The formidable Cuthbert apart, this is not a story of heroes. Durham’s bishop, the scholarly mathematician Cuthbert Tunstall, and its prior, Hugh Whitehead, bent pliantly to the wind of change blowing through the country, and served their government as well as their God. The lead from monasteries roofs became bullets, bell metal was beaten into ordnance, and monastic timber made the hulls of men o’ war. But in Durham peace prevailed. Services were held around the broken shrine. Some monks chose to return to the world, and were pensioned. The rest formed the core of the new cathedral foundation.

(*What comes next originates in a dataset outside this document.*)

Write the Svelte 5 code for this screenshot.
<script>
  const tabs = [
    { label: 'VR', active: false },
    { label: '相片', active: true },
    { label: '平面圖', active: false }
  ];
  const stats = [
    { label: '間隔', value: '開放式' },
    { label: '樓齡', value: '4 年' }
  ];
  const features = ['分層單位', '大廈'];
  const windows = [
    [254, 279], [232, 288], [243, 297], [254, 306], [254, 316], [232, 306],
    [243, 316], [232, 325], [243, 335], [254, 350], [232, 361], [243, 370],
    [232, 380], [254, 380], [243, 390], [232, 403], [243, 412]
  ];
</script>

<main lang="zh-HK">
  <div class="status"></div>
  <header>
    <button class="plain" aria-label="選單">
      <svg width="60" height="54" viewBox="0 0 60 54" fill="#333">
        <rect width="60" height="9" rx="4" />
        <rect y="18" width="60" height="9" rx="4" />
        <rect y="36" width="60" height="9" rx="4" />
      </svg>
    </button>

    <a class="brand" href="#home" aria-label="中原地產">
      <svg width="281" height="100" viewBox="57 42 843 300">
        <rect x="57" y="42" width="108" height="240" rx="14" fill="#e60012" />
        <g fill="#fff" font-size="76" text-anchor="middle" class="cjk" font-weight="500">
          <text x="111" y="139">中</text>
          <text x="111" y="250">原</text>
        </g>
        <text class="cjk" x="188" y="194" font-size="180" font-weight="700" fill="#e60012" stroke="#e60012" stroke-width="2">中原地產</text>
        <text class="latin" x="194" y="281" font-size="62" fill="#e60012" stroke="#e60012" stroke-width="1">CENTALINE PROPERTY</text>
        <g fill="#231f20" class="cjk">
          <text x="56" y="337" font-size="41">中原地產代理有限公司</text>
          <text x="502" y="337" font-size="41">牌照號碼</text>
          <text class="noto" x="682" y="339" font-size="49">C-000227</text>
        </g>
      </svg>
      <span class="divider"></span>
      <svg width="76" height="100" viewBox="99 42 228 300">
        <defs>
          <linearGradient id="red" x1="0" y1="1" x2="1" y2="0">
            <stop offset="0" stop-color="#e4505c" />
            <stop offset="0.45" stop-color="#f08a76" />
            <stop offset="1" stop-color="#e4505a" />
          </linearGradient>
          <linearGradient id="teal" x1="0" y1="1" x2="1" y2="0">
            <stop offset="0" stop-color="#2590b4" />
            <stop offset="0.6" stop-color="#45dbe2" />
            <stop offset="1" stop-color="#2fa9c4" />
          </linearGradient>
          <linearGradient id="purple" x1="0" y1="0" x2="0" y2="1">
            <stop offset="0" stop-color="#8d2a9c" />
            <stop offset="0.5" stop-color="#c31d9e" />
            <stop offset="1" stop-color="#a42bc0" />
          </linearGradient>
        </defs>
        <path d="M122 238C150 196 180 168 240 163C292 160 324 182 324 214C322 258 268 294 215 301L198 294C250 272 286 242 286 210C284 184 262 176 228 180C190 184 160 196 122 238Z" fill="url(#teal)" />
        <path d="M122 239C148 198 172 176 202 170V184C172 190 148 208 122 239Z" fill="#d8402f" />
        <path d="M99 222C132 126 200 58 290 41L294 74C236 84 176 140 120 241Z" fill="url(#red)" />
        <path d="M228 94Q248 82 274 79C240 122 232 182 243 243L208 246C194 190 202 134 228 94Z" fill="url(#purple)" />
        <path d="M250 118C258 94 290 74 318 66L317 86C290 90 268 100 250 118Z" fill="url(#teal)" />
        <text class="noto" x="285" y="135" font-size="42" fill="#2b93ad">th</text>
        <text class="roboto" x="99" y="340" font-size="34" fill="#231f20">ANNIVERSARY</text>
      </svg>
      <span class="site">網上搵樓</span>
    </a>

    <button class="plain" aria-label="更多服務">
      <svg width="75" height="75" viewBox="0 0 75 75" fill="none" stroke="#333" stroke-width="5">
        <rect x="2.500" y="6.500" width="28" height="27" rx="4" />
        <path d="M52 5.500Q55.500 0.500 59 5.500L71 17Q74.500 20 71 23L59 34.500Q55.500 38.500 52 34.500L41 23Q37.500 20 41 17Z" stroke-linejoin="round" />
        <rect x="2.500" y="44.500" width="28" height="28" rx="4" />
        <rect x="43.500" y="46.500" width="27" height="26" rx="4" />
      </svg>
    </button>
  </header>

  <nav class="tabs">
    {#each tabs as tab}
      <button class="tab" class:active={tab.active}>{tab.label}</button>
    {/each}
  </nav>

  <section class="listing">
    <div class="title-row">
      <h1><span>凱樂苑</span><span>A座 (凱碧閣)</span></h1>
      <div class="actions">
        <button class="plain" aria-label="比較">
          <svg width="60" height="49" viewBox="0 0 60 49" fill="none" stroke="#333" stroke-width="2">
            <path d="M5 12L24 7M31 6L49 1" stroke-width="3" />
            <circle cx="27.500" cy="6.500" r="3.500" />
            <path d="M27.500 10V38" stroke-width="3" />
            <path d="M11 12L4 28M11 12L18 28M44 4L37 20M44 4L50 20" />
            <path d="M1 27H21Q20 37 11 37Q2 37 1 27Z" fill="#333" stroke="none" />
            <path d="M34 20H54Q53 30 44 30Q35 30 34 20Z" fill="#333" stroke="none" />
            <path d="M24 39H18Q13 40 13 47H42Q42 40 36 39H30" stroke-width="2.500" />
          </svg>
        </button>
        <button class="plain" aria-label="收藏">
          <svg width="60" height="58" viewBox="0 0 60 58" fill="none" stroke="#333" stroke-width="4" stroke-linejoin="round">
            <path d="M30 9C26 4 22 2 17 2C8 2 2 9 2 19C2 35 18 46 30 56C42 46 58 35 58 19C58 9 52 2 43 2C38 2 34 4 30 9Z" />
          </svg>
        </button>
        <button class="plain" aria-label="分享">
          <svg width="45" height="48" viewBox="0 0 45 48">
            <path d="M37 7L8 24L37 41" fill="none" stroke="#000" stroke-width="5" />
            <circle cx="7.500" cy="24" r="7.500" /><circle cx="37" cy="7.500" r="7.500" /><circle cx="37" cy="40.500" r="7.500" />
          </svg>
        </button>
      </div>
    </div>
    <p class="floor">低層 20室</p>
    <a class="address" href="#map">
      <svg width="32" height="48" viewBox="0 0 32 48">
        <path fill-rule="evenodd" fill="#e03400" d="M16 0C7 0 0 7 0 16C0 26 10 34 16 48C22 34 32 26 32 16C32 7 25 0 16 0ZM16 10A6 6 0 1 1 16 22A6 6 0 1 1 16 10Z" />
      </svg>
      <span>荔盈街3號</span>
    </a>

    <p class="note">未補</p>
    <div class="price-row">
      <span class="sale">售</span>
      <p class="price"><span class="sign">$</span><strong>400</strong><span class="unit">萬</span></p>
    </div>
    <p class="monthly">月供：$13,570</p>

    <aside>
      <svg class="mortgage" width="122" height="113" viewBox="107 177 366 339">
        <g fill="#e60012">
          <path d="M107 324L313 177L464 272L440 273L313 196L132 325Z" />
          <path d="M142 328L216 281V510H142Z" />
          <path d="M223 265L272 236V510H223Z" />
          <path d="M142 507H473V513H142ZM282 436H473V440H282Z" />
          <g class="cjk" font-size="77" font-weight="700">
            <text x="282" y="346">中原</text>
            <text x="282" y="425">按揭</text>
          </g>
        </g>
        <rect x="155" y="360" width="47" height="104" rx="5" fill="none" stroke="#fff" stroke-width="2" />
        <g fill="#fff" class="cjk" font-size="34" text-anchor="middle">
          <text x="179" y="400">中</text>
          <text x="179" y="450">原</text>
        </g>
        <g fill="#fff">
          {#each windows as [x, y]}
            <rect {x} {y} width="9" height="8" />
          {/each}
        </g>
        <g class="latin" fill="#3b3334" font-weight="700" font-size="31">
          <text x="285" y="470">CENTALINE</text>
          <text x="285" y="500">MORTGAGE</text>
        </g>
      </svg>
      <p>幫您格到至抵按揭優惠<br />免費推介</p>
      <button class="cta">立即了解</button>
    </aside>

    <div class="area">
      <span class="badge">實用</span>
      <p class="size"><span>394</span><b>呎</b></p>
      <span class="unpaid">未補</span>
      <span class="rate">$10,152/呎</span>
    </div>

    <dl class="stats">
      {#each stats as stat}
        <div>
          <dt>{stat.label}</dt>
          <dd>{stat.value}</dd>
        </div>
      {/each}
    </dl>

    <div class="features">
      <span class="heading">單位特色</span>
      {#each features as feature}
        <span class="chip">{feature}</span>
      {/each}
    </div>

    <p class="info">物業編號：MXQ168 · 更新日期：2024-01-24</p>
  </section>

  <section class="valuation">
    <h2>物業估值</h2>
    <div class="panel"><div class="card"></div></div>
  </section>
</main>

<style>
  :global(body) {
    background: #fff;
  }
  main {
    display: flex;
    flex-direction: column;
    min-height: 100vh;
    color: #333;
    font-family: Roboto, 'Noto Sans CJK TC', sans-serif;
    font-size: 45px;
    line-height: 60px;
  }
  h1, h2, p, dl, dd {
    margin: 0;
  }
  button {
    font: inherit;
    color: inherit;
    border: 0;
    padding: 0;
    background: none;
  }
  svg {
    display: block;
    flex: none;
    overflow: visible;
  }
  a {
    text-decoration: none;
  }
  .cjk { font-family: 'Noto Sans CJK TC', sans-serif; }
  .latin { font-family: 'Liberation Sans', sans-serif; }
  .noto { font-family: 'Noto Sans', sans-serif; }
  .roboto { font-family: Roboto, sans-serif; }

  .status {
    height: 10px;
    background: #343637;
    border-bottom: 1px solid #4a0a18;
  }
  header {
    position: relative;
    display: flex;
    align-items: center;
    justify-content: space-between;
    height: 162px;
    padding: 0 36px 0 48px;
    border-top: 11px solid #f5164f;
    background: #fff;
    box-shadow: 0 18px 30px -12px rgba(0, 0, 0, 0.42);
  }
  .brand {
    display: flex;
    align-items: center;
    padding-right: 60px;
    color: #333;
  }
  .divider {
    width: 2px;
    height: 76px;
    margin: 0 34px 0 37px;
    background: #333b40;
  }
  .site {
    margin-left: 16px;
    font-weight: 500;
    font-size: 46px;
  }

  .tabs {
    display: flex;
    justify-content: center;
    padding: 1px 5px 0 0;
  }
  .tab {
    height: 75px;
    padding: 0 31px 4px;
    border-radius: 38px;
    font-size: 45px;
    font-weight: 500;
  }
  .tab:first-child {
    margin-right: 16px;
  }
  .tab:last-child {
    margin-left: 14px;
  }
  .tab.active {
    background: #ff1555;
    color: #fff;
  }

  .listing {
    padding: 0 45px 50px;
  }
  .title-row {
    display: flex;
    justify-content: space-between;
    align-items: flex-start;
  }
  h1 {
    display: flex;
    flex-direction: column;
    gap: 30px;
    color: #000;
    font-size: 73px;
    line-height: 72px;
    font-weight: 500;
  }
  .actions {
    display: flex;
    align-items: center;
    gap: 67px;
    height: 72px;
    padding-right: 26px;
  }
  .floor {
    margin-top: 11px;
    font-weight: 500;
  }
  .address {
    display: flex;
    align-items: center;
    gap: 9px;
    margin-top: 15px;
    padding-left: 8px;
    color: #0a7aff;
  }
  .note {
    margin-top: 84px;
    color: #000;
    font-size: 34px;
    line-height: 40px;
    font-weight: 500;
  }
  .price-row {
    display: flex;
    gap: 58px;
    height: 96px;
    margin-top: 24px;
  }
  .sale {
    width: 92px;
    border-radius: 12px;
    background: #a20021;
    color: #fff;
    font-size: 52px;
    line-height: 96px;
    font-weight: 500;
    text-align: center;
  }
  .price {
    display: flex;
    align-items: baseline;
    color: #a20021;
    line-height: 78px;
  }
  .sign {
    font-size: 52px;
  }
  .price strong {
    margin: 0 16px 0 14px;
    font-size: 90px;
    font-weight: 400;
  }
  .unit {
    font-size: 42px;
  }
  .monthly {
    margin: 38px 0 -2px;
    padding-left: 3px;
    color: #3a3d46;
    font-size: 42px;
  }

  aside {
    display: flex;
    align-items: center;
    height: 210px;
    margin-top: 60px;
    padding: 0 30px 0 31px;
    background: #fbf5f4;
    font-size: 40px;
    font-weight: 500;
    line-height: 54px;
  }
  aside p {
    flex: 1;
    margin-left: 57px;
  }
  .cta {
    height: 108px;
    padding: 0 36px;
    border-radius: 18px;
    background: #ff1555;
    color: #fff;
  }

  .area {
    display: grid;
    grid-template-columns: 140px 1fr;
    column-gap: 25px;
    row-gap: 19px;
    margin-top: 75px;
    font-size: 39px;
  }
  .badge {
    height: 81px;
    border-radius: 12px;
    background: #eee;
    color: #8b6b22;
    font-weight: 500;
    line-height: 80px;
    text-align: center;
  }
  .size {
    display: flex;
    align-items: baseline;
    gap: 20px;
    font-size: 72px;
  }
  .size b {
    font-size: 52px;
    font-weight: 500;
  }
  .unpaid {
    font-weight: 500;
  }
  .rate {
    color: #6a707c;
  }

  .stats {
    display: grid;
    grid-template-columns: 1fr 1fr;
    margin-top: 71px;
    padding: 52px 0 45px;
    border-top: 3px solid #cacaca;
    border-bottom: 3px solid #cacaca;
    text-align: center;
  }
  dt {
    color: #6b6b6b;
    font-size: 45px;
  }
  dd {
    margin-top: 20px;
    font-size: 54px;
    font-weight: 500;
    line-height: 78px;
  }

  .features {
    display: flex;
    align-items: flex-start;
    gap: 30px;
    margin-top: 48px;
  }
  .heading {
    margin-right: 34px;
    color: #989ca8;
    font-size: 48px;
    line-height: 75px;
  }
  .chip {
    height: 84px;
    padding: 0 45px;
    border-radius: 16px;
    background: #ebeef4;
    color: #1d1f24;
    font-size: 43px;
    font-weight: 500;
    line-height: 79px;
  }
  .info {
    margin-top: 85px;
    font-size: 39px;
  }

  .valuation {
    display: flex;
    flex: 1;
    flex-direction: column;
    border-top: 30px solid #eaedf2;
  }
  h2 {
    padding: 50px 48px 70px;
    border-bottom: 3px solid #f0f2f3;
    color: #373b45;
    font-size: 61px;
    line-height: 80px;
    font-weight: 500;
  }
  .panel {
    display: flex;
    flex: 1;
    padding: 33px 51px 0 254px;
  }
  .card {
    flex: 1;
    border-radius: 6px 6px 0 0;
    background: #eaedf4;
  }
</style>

Moorhouse has to face the difficulty of condensing the history of the English Reformation into a background to his account. Sometimes he is betrayed into glibness: the king’s “coquettish” second wife seems to have strayed in from The Other Boleyn Girl, and he repeats the mistaken belief that Edward VI was “a sickly, consumptive lad from the day of his birth”. If you characterise Henry VIII as a big baby constantly chucking his rattle out of his pram, you miss his dangerous intelligence. One of the small demons who lives in writers’ keyboards has changed the Imperial ambassador, Eustace Chapuys, into Eugene throughout, and there is an impenetrable muddle about the ancestors of Katherine of Aragon.

More seriously, perhaps, Moorhouse characterises the dissolution as simply a great government grab; there was ideology to underlie the avarice, but it is not explored here. These are not major flaws. Moorhouse has wide sympathies, keen judgment, and fine command of a sentence. His absorbing book is charged with the power of time and place; he shows us how to love and value the past – stones and bones, ledgers and law books – without being sentimental, condescending or trite.

Later iconoclasts pulled down Cuthbert’s statue and smashed his stained-glass life-story. In the reign of Edward VI, the dean was Robert Horne, who brought a wife “where never woman came before” – she had the holy water stoups lugged into the kitchens and used them for salting meat and fish. But today Cuthbert lies in state again in the cathedral. Moorhouse is an eloquent witness, wise and measured, to the getting-up and lying-down of his old bones.